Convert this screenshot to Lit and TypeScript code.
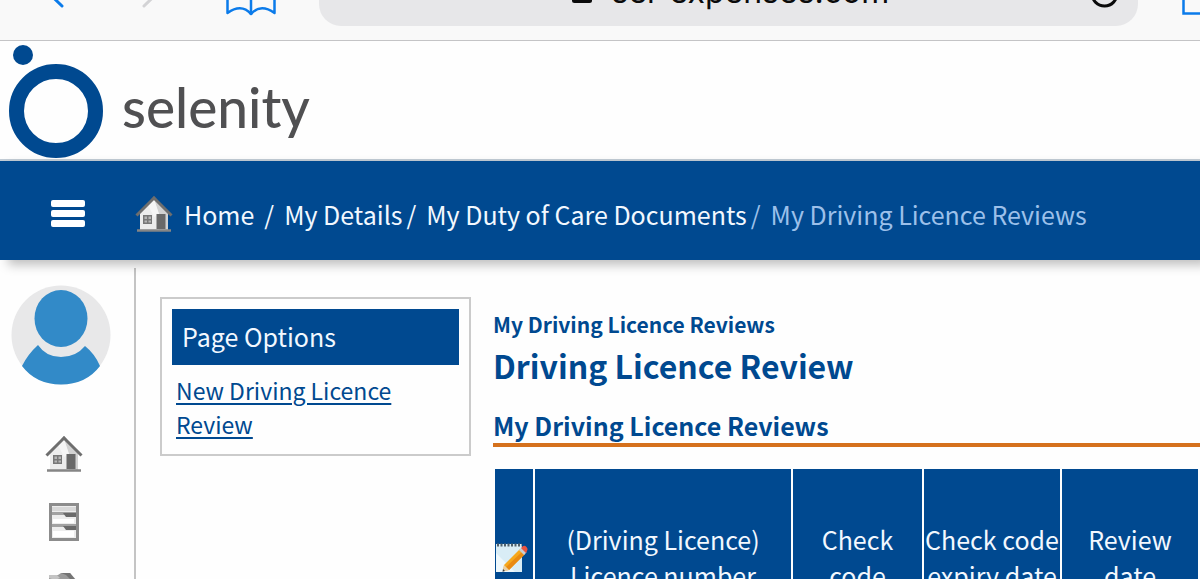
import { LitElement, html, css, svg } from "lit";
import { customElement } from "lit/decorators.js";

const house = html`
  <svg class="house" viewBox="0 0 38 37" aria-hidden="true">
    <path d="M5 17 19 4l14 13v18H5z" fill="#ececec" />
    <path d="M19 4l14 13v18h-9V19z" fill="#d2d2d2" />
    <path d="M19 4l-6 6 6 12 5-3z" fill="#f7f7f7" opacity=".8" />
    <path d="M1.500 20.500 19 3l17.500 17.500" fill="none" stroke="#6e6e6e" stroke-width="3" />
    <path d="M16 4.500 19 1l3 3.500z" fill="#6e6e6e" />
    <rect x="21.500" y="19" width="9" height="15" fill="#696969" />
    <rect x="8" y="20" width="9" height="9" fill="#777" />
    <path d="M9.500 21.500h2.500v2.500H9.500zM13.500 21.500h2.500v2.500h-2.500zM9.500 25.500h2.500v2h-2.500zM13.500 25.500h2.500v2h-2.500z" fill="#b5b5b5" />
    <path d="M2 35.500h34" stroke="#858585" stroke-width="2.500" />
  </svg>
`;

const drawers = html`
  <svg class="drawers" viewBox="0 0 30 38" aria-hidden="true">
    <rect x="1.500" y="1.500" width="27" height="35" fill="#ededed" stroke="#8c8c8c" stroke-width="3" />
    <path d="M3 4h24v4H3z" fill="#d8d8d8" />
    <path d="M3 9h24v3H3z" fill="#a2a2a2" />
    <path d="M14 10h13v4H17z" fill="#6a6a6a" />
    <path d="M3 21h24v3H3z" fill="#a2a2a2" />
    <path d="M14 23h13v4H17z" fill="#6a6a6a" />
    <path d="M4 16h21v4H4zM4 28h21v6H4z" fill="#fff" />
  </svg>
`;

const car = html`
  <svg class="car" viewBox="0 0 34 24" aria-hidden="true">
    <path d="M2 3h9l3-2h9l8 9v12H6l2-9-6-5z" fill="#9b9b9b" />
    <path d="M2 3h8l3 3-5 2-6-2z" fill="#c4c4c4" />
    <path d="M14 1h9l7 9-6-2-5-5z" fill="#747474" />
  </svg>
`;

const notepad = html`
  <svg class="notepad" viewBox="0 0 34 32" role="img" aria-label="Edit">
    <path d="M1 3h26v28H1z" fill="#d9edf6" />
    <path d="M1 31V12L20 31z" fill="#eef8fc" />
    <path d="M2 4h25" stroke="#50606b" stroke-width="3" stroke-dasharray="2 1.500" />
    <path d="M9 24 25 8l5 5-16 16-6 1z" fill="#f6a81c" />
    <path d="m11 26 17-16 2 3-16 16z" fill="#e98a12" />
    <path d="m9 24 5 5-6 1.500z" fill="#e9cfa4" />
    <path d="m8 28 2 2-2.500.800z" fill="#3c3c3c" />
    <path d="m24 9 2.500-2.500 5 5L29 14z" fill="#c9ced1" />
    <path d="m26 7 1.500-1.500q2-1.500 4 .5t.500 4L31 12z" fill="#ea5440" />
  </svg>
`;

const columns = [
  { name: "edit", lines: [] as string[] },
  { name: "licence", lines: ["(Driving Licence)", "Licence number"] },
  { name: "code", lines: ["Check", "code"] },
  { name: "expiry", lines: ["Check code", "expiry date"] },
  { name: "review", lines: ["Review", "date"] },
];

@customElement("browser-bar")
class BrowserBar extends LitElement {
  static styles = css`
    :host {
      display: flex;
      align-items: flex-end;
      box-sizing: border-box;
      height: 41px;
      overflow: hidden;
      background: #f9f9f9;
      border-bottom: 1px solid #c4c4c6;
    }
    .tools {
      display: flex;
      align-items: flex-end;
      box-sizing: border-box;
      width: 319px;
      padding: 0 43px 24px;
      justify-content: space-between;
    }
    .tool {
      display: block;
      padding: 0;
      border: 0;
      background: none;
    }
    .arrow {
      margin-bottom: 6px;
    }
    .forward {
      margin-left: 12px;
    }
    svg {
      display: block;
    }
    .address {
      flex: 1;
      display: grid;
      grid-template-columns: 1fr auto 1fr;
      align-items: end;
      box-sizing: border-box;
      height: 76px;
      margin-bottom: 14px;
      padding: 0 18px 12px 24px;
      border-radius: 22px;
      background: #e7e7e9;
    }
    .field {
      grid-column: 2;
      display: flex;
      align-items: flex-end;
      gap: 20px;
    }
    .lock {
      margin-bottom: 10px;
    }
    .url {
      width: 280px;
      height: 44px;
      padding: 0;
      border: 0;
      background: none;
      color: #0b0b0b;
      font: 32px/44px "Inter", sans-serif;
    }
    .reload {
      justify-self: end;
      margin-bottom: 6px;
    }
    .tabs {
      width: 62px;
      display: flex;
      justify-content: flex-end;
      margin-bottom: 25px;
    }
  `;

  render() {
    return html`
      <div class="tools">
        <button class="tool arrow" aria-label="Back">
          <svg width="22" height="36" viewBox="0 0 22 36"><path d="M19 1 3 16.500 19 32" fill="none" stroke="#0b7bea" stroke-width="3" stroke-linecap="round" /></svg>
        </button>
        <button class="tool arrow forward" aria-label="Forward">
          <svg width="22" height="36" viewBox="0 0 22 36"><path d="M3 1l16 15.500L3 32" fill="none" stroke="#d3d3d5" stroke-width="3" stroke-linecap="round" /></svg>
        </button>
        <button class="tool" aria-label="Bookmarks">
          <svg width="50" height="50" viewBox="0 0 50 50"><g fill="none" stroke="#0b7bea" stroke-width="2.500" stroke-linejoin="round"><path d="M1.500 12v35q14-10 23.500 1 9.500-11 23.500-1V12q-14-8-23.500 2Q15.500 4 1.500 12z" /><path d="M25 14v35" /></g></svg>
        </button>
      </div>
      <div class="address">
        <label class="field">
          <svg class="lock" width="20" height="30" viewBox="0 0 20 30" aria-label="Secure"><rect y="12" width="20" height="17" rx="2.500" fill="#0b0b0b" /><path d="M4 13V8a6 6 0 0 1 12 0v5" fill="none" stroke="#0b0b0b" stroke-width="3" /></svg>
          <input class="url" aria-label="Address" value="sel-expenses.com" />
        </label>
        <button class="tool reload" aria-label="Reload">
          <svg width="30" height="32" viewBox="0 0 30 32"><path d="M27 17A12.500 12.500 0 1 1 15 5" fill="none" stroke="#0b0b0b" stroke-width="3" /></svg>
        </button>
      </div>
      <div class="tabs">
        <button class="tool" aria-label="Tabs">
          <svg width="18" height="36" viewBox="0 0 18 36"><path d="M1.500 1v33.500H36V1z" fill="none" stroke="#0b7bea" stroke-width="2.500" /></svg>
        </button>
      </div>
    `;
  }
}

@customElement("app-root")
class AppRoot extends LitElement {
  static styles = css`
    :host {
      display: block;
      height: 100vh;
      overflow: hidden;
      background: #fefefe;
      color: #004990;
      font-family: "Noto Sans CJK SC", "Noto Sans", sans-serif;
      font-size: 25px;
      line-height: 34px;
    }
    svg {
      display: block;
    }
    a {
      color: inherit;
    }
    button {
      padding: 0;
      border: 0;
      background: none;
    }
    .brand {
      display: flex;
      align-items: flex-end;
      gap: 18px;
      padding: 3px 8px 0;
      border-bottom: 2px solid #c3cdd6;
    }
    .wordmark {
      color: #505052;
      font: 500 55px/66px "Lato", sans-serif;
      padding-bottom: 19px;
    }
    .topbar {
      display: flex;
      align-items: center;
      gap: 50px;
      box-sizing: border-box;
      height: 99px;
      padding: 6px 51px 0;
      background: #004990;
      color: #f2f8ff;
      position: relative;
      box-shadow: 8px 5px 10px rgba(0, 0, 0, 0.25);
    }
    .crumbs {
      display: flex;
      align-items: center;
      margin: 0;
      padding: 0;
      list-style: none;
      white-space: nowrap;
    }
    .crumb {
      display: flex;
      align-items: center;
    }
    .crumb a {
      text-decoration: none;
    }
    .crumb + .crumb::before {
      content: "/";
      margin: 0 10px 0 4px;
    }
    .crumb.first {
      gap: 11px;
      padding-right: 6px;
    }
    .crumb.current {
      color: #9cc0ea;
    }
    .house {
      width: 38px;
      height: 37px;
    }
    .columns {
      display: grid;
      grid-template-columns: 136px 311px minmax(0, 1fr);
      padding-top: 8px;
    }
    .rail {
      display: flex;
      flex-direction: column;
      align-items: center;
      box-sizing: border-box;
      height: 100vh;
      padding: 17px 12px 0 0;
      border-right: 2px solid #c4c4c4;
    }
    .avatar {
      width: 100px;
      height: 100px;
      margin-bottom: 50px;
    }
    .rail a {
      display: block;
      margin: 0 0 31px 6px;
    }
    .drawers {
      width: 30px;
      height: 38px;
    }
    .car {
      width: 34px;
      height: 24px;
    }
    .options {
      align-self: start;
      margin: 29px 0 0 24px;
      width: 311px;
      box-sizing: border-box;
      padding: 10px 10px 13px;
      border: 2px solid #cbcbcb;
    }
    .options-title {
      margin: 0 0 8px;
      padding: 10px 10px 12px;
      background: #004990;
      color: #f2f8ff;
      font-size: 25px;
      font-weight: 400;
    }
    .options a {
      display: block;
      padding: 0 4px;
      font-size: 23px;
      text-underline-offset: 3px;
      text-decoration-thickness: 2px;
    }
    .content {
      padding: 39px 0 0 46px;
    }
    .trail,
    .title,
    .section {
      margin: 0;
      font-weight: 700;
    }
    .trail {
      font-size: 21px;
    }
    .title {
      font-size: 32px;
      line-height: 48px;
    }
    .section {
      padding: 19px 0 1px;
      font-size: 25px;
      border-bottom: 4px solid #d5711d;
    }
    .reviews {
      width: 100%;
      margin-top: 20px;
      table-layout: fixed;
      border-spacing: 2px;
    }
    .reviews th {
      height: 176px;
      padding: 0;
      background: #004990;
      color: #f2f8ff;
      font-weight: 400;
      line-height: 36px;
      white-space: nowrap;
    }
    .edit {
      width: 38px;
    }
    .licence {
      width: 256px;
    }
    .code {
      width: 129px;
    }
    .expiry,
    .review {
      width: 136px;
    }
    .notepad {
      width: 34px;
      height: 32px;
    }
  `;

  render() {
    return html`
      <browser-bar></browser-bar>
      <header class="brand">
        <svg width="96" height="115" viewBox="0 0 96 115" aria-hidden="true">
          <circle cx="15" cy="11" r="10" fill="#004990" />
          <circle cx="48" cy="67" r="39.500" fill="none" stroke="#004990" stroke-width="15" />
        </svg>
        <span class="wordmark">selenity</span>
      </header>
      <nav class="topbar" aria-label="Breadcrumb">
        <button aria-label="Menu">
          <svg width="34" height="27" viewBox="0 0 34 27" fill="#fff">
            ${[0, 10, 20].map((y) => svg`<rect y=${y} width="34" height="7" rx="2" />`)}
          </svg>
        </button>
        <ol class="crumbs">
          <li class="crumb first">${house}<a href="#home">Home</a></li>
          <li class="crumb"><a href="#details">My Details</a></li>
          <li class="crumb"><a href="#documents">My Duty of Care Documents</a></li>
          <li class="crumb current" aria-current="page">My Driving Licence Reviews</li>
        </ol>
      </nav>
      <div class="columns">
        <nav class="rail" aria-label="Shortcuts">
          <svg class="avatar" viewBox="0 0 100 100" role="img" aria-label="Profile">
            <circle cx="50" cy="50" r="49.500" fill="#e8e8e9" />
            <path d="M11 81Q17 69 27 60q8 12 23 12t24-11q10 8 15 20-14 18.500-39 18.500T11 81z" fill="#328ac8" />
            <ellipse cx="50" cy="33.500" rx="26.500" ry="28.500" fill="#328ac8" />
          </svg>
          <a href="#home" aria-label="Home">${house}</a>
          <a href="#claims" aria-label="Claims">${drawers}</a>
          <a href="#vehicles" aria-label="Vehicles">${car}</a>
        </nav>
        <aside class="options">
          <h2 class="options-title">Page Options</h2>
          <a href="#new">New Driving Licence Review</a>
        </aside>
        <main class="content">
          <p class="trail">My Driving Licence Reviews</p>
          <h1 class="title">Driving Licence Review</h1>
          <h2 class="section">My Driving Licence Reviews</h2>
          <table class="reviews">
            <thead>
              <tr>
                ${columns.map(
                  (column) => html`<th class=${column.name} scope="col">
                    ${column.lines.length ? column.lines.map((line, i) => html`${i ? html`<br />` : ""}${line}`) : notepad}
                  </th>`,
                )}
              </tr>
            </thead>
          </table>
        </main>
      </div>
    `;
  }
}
_ _ _ _ _
Only lines with "code" are wanted here; list each of them.

Convert this screenshot to Lit and TypeScript code.
  { name: "code", lines: ["Check", "code"] },
  { name: "expiry", lines: ["Check code", "expiry date"] },
    .code {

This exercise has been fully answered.